Camila reclamou da falta de punição adequada para os torturadores e assassinos do período e citou que os cerca de 59 militares torturadores que foram punidos em seu país cumprem suas penas em prisões de luxo. “No Chile, claramente não há justiça. No Chile, hoje em dia, há prisões de luxo. Os que estão encarcerados, que são muito poucos – o que é uma vergonha [para o país] – estão em prisões de luxo e não em prisões comuns”, disse ela.

Quando indagada pela Agência Brasil sobre a interpretação da Lei da Anistia no Brasil, que impede que torturadores e assassinos do período sejam julgados e condenados no país, Camila disse que o mesmo se passa no Chile. “Os poucos que foram presos, foram presos graças à pressão de organizações de direitos humanos”, disse.

Para Camila, a falta de punição aos responsáveis por essas violações traz uma séria implicação aos países latino-americanos. “Não se pode avançar em nenhum país, seja o Brasil, o Chile, o Uruguai ou a Argentina, se os torturadores, assassinos e violadores que cometeram crimes de lesa-humanidade, estejam livres”, disse. Para que eles sejam punidos e a democracia de fato aconteça,  Camila defendeu a necessidade da participação popular. “Não se pode construir nenhuma democracia nos países latino-americanos se os assassinos continuarem soltos”.

Quem também defendeu a luta popular pelos direitos humanos como forma de se conseguir a punição aos violadores da ditadura foi Osvaldo Torres Gutierrez, decano da Faculdade de Ciências Sociais da Universidade do Chile, que foi torturado pela ditadura chilena. Segundo ele, apesar da existência de uma Lei da Anistia que protege os criminosos do período [vigente em seu país desde 1978], alguns torturadores têm sido condenados no Chile por pressão popular. “O que eu diria é que os brasileiros não percam as esperanças de que estes critérios vão mudando com o tempo à medida que os movimentos de direitos humanos, os advogados que buscam justiça e os partidos políticos  que tenham dignidade e decência exijam o cumprimento da Justiça”, disse. “Um país só terá democracia verdadeira quando houver justiça para todos”.

Gutierrez contou que duas comissões foram criadas no Chile para apurar as violações ocorridas durante a repressão no país. A primeira foi a Comissão de Verdade e Reconciliação (criada em 1991, da qual derivou o Relatório Rettig e que foi centrada nos desaparecidos políticos) e a segunda a Comissão Nacional sobre Prisão Política e Tortura (Relatório Valech), criada em 2003, com o objetivo de buscar a quantidade de presos políticos e torturados no Chile. Os números, segundo ele, apontaram que cerca de 35 mil pessoas foram torturadas no Chile durante o governo de Augusto Pinochet e que 3 mil pessoas foram executadas durante o regime. “As duas comissões não teriam sido possíveis se os movimentos de direitos humanos não tivessem mantido a luta”, disse.

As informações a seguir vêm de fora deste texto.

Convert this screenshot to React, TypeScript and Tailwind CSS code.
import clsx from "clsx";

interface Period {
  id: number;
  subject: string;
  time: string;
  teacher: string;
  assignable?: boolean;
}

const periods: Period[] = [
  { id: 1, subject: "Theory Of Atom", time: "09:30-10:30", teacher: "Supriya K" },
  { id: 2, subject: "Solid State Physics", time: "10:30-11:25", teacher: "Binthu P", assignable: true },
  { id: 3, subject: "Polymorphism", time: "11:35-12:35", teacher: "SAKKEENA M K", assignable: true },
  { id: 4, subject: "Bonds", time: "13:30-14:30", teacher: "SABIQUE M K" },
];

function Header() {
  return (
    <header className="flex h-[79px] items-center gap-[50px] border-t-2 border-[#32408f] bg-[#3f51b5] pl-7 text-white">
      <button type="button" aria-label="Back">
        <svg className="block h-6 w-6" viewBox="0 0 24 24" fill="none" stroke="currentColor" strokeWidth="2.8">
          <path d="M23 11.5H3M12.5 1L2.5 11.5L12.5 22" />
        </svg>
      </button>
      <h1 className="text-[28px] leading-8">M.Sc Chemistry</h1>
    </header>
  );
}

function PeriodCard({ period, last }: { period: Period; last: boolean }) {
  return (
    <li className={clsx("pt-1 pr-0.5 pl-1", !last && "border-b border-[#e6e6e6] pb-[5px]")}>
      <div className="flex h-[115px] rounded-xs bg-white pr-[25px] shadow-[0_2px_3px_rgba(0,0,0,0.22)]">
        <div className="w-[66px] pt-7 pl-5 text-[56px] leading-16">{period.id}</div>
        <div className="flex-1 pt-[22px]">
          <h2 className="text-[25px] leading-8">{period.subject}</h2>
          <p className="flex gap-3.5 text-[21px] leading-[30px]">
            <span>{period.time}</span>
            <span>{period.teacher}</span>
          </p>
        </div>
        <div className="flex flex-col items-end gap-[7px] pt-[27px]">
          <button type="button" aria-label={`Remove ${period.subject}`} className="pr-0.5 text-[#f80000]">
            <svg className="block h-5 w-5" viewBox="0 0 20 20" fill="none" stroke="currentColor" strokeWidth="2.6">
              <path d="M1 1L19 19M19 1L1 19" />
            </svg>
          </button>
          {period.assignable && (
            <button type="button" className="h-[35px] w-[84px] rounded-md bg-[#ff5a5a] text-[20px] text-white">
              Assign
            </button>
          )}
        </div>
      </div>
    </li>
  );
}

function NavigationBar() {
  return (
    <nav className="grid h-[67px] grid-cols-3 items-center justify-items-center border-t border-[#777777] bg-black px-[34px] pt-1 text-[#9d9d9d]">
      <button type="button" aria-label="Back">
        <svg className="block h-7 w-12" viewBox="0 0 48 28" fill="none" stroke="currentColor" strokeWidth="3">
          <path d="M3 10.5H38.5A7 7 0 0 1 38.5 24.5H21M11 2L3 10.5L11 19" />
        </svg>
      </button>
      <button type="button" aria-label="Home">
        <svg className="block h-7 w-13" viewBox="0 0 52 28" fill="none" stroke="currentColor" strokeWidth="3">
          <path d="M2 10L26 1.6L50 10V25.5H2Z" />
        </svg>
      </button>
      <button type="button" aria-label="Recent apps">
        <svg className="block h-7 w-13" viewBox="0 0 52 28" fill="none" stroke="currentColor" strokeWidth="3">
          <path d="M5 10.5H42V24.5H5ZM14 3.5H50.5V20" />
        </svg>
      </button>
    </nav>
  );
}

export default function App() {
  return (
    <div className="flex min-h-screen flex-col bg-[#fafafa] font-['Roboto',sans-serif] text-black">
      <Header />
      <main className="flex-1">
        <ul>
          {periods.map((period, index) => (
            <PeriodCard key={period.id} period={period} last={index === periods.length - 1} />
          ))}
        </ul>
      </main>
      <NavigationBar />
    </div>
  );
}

De acordo com Gutierrez, a grande discussão que se faz hoje em seu país diz respeito ao tipo de condenação aplicada aos violadores. “Em 60% dos casos [entre os casos de violadores que foram condenados por crimes de lesa-humanidade], não houve penas privativas de liberdade”, falou.

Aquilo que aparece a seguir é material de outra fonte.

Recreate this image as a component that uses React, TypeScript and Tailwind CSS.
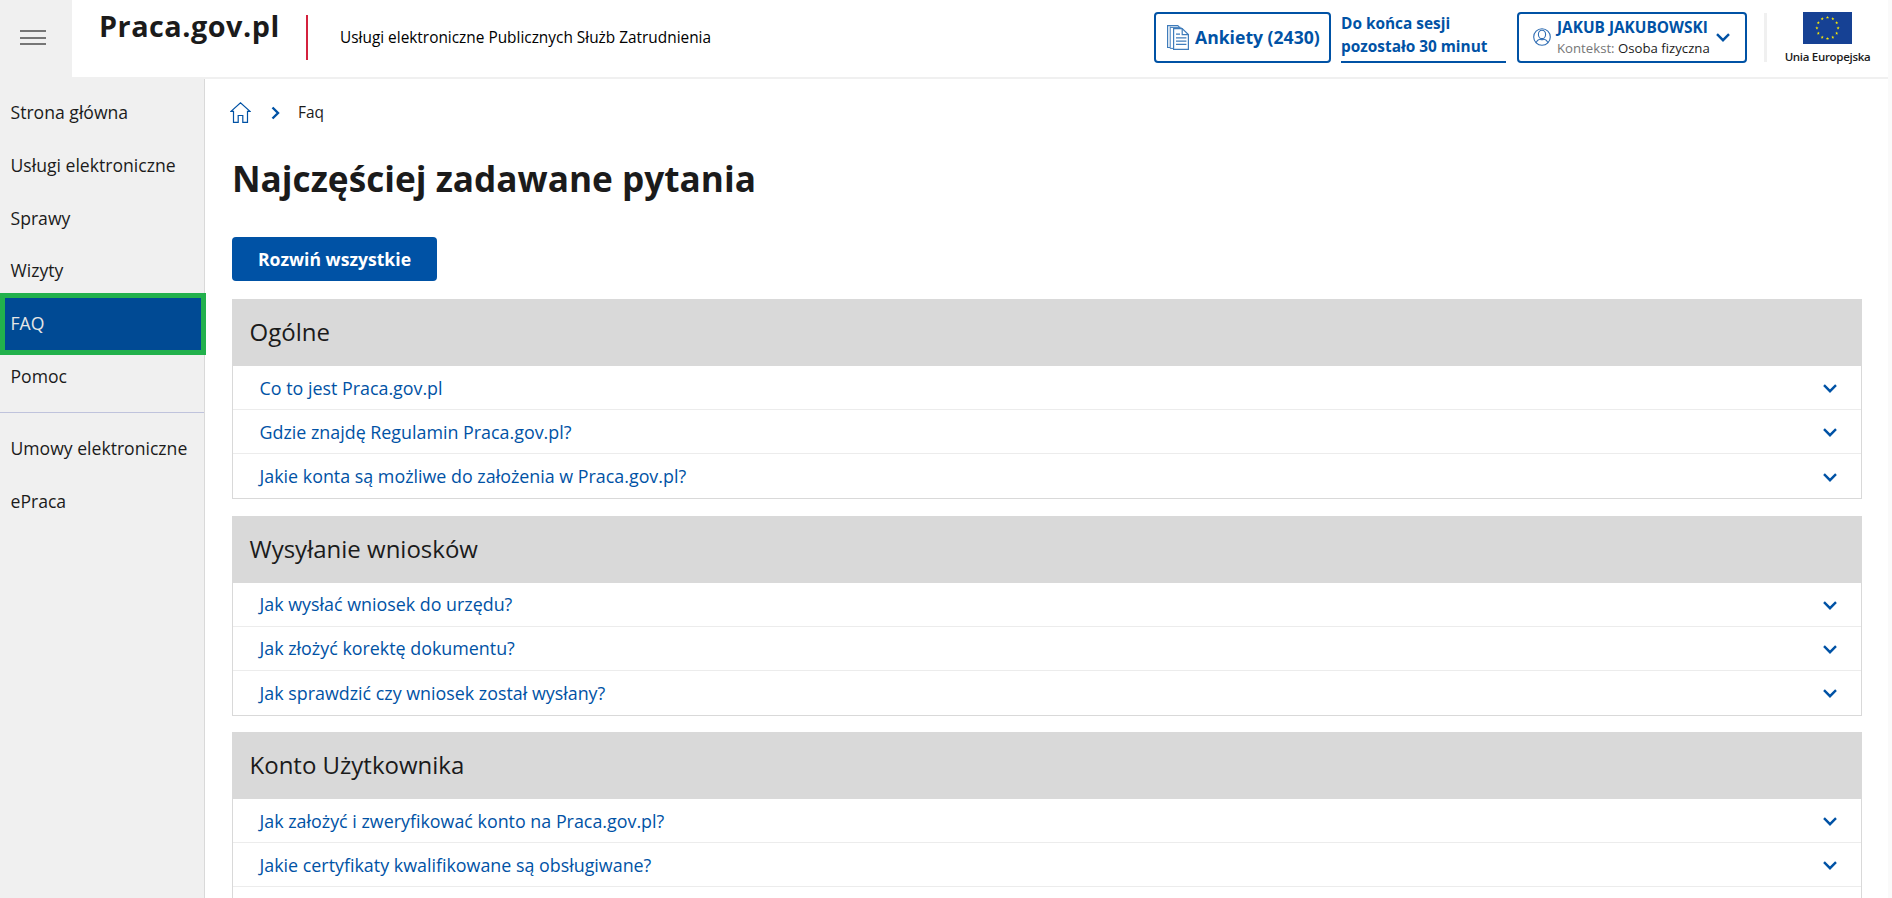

Preso e torturado pelos militares chilenos durante a ditadura, Moises Labraña defendeu a necessidade de se julgar os responsáveis pelos crimes ocorridos em seu país principalmente como forma de impedir que “coisas como essas se repitam”.

O último a falar foi o padre Rubens Chasseraux, que foi preso por cinco vezes durante a ditadura militar no Brasil. “Foram prisões dolorosas, tristes, mentirosas e injustas. Uma das coisas mentirosas, por exemplo, é que disseram que fiz um assalto a mão armada. Eu nunca peguei uma arma em minhas mãos”, disse.

 

Em dezembro, o Centro de Memória vai lançar um livro com os depoimentos que foram coletados durante o encontro com os chilenos. “O centro vai lançar um livro, agora em dezembro. Vamos publicar todos os depoimentos e tudo o que foi falado neste evento”, disse Faria. Em março do ano que vem também deverá ser publicado um livro com depoimentos de mulheres que foram vítimas da ditadura militar no país.